Brief.
Copy nothing but the stretch that opens with the line containing "Give me the" and closes with the line containing "leading-[54px] text-[#a09f9c] font-normal". Keep pictures out.

Exercise input.
--- begin ---

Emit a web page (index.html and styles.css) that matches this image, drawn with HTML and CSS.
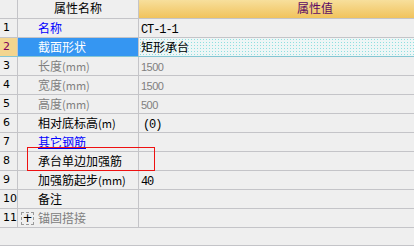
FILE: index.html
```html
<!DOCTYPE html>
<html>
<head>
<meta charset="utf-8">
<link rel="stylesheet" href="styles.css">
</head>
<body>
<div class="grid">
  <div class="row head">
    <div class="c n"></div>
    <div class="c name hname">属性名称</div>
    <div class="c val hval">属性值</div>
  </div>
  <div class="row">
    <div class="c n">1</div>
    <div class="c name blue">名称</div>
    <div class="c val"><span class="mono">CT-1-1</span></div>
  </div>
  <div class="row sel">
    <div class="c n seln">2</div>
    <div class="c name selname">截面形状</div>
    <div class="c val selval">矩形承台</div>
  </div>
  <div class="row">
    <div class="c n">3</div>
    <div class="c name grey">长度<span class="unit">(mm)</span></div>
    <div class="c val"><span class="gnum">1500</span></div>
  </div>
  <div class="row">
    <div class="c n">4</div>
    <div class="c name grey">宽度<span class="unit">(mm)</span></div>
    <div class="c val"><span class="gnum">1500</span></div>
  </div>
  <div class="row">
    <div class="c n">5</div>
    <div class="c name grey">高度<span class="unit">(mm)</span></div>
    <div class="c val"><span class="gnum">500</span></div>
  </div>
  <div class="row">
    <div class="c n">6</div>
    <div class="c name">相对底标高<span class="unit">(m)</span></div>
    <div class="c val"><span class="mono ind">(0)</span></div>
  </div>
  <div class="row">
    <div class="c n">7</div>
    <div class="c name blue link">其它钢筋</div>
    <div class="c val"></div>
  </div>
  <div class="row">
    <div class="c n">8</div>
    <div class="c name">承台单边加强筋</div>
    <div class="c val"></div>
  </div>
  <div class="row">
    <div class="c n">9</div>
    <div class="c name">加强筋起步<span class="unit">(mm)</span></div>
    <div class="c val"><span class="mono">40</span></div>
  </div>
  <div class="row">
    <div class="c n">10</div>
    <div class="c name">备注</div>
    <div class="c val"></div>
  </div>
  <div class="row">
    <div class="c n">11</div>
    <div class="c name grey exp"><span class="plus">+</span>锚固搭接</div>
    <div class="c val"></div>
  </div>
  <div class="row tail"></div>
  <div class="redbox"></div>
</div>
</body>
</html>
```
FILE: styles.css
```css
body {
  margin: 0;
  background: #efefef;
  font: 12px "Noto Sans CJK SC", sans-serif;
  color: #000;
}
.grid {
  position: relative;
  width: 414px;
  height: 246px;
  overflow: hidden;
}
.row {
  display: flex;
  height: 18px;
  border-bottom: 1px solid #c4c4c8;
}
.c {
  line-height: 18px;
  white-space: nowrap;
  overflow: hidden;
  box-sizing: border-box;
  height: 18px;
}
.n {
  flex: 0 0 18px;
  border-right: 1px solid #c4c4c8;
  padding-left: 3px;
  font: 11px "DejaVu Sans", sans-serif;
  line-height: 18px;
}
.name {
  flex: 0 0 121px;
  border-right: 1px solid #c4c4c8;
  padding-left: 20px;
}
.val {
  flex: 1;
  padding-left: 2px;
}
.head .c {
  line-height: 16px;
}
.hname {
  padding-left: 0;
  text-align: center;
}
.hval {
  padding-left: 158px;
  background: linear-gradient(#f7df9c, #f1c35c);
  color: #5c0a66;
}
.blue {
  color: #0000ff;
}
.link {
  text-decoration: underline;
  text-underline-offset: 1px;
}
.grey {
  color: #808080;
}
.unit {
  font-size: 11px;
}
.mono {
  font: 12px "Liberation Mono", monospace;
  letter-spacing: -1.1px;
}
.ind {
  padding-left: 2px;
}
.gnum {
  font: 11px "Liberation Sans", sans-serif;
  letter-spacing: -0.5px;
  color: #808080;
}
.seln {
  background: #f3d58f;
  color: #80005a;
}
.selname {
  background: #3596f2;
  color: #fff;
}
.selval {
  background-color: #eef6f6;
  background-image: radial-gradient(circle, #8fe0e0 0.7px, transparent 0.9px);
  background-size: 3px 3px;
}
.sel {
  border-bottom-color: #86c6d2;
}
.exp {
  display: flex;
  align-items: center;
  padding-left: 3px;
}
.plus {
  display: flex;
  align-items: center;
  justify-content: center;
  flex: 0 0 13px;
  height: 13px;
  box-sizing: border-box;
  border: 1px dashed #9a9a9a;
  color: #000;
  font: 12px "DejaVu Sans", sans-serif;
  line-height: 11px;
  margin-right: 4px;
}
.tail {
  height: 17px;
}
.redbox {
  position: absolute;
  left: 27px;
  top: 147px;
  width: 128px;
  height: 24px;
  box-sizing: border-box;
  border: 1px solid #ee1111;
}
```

--- end ---
--- begin ---

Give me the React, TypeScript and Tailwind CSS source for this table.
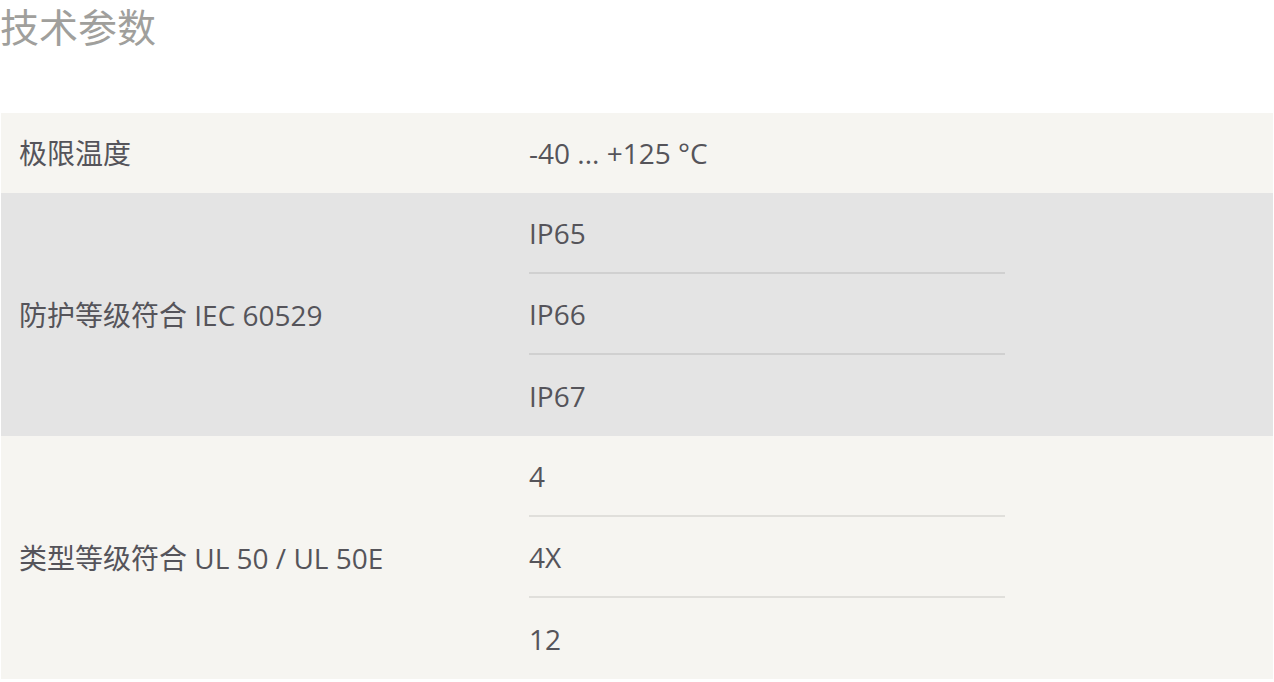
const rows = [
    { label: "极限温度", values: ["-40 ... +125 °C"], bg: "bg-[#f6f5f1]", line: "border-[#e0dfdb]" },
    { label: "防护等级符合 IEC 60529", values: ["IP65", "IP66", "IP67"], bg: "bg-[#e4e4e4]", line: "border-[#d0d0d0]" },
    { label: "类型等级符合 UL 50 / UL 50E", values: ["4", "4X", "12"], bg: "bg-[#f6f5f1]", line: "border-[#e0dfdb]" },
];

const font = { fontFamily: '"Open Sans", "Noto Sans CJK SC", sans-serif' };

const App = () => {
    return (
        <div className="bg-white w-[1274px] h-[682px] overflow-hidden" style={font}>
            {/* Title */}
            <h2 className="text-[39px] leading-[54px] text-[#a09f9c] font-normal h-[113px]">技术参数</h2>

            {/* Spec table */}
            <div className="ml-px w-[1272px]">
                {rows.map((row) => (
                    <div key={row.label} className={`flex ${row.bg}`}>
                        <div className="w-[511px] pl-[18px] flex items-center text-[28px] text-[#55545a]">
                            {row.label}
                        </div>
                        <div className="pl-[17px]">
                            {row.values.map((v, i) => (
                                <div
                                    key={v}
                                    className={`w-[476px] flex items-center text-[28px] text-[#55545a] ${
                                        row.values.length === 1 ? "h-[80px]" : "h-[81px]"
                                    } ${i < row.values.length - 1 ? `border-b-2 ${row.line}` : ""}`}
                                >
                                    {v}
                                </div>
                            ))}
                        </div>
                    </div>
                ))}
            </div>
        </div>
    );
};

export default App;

--- end ---

Task solution.
Give me the React, TypeScript and Tailwind CSS source for this table.
const rows = [
    { label: "极限温度", values: ["-40 ... +125 °C"], bg: "bg-[#f6f5f1]", line: "border-[#e0dfdb]" },
    { label: "防护等级符合 IEC 60529", values: ["IP65", "IP66", "IP67"], bg: "bg-[#e4e4e4]", line: "border-[#d0d0d0]" },
    { label: "类型等级符合 UL 50 / UL 50E", values: ["4", "4X", "12"], bg: "bg-[#f6f5f1]", line: "border-[#e0dfdb]" },
];

const font = { fontFamily: '"Open Sans", "Noto Sans CJK SC", sans-serif' };

const App = () => {
    return (
        <div className="bg-white w-[1274px] h-[682px] overflow-hidden" style={font}>
            {/* Title */}
            <h2 className="text-[39px] leading-[54px] text-[#a09f9c] font-normal h-[113px]">技术参数</h2>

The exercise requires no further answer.